In October 2017, the Fitzwilliam Museum will mark the centenary of Edgar Degas's death with an exhibition that will bring into focus its holdings of works by the artist. Consisting of paintings, drawings, pastels, etchings, monotypes, counterproofs and sculpture in bronze and wax, the Fitzwilliam's collection is the most extensive and representative in the UK. The wide range of media offers the opportunity to examine Degas’s relentless desire to experiment and reinvent, an aspect of his artistic practice that some attributed to chronic self-doubt; others to a ‘passion for perfection’.

The Fitzwilliam collection highlights many of the themes most prominent in Degas's work: his interest in learning from the art of the past and of his contemporaries, a life-long fascination for the nude, and, especially, the world of the opera and dance; a final section will consider Degas's artistic legacy, displaying works by twentieth- and twenty-first-century artists who in different ways have been profoundly influenced by Degas's example.

A series of highly significant loans from public and private collections in Europe and the United States have been secured to contextualise the Fitzwilliam’s collection; several have been accorded exceptionally to the exhibition or will be exhibited here for the first time. Technical analyses of paintings, drawings, prints and three extremely rare wax figures of dancers will prove revelatory and offer the basis for new understandings of Degas’s working methods and interpretations of his work.

The exhibition will also include a group of rarely seen paintings and drawings from the collection of the economist John Maynard Keynes, bought directly from Degas's posthumous studio sales in 1918 and 1919, and bequeathed to King's College, Cambridge.
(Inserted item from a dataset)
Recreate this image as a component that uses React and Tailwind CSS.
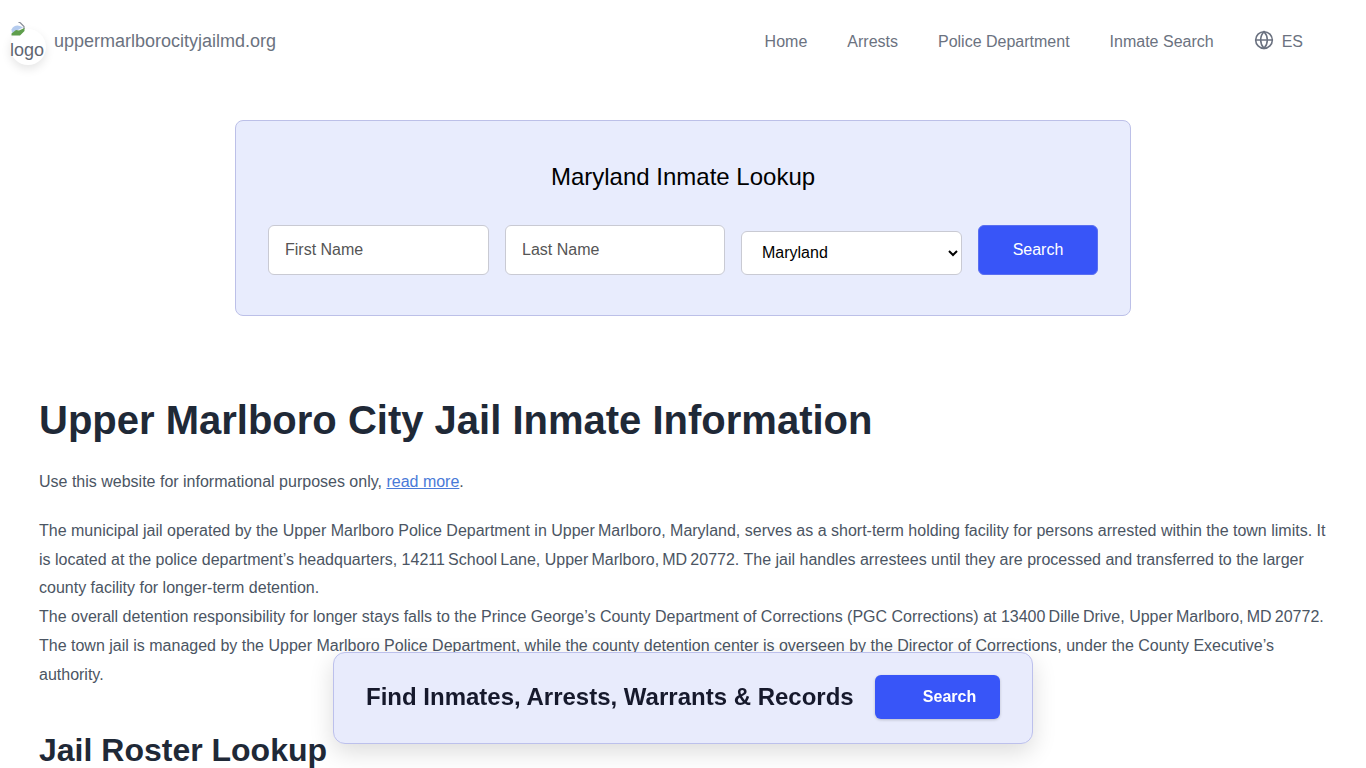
import { Globe } from "lucide-react";

const navLinks = ["Home", "Arrests", "Police Department", "Inmate Search"];

// the address in the source text uses narrow spaces, so the line breaks depend on them
const firstPart =
  "The municipal jail operated by the Upper Marlboro Police Department in Upper\u2009Marlboro, Maryland, serves as a short-term holding facility for persons arrested within the town limits. It is located at the police department’s headquarters, 14211\u2009School\u2009Lane, Upper\u2009Marlboro,\u2009MD\u200920772. The jail handles arrestees until they are processed and transferred to the larger county facility for longer-term detention.";
const secondPart =
  "The overall detention responsibility for longer stays falls to the Prince George’s County Department of Corrections (PGC Corrections) at 13400\u2009Dille\u2009Drive, Upper\u2009Marlboro,\u2009MD\u200920772. The town jail is managed by the Upper Marlboro Police Department, while the county detention center is overseen by the Director of Corrections, under the County Executive’s authority.";

function BrokenImageIcon() {
  return (
    <svg width="16" height="16" viewBox="0 0 16 16" className="absolute top-[1px] left-0">
      <path d="M10 1.5h-1.5M10 1.5l4 4V8" fill="none" stroke="#8b8f99" strokeWidth="1.2" />
      <path d="M1.5 8.5C3 5 7 3.5 10 5l3 1.5-4 2-7 3.5z" fill="#b4cbee" />
      <path d="M1.5 12.5L6 9l3 .5L14.5 7v3L10 14.5H1.5z" fill="#5f9e4c" />
    </svg>
  );
}

function Header() {
  return (
    <header className="flex items-center justify-between h-[82px] pl-[10px] pr-[63px]">
      <div className="flex items-center gap-2">
        <div className="relative w-9 h-9 mt-[12px] rounded-full bg-white shadow-[0_4px_10px_rgba(0,0,0,0.1)]">
          <div className="absolute left-0 top-[-9px] h-9 w-9 text-[#5f6672] text-[18px] leading-[21px]">
            <BrokenImageIcon />
            <span className="absolute left-0 top-[20px]">logo</span>
          </div>
        </div>
        <span className="text-[18px] text-[#6b7280] mt-[1px]">uppermarlborocityjailmd.org</span>
      </div>
      <nav className="flex items-center gap-10 mt-[2px] text-[#6b7280]">
        {navLinks.map((link) => (
          <a key={link} href="#">{link}</a>
        ))}
        <div className="flex items-center gap-2 ml-[1px]">
          <Globe size={20} strokeWidth={1.9} className="mt-[-5px] ml-[-1px]" />
          <span>ES</span>
        </div>
      </nav>
    </header>
  );
}

function LookupForm() {
  return (
    <section className="w-[896px] h-[196px] mx-auto mt-[38px] px-8 pt-[38px] rounded-lg border border-[#bcc0e8] bg-[#e8ecfd]">
      <h2 className="text-2xl leading-[36px] text-center text-black">Maryland Inmate Lookup</h2>
      <div className="flex items-end gap-4 mt-[30px]">
        <input placeholder="First Name" className="w-[221px] h-[50px] px-4 rounded-md border border-[#c9cad3] bg-white placeholder:text-[#555]" />
        <input placeholder="Last Name" className="w-[220px] h-[50px] px-4 rounded-md border border-[#c9cad3] bg-white placeholder:text-[#555]" />
        <select defaultValue="Maryland" className="w-[221px] h-[44px] pl-4 pr-1 pb-[2px] rounded-md border border-[#c9cad3] bg-white text-black">
          <option>Maryland</option>
        </select>
        <button className="w-[120px] h-[50px] rounded-md border border-[#5a6ff0] bg-[#3855f8] text-white">Search</button>
      </div>
    </section>
  );
}

function Article() {
  return (
    <main className="px-[39px] mt-[78px] text-[#4b5563]">
      <h1 className="text-[40px] leading-[52px] font-bold text-[#1f2937]">Upper Marlboro City Jail Inmate Information</h1>
      <p className="mt-[21px] leading-[29px]">
        Use this website for informational purposes only, <a href="#" className="underline text-[#4a7ad8]">read more</a>.
      </p>
      <p className="mt-[20.8px] leading-[28.8px]">
        {firstPart}
        <br />
        {secondPart}
      </p>
      <h2 className="mt-[39px] text-[32px] leading-[42px] font-bold text-[#1f2937]">Jail Roster Lookup</h2>
    </main>
  );
}

function FloatingBar() {
  return (
    <div className="fixed left-[333px] top-[652px] w-[700px] h-[92px] flex items-center justify-between px-8 pb-[2px] rounded-xl border border-[#bcc0ec] bg-[#e8ebfc] shadow-[0_8px_24px_rgba(0,0,0,0.14)]">
      <span className="text-2xl font-bold text-[#16192c]">Find Inmates, Arrests, Warrants &amp; Records</span>
      <button className="w-[125px] h-[44px] pl-6 rounded-md bg-[#3855f8] text-white font-bold shadow-[0_1px_3px_rgba(0,0,0,0.2)]">Search</button>
    </div>
  );
}

export default function App() {
  return (
    <div className="h-screen overflow-hidden bg-white font-['Liberation_Sans',Arial,sans-serif]">
      <Header />
      <LookupForm />
      <Article />
      <FloatingBar />
    </div>
  );
}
The accompanying book, to be published by Yale University Press and edited by the exhibition’s curator, Jane Munro, will contain essays by leading Degas scholars and in-depth studies by conservation scientists and specialists in sculpture and printmaking. 

The exhibition forms part of an AHRC project, The Art of Friendship in 19th-Century France, led by Dr Nick White (University of Cambridge) and Dr Andrew Counter (University of Oxford).

After its showing at the Fitzwilliam (3 October 2017 to 14 January 2018), the exhibition will travel to Denver Art Museum.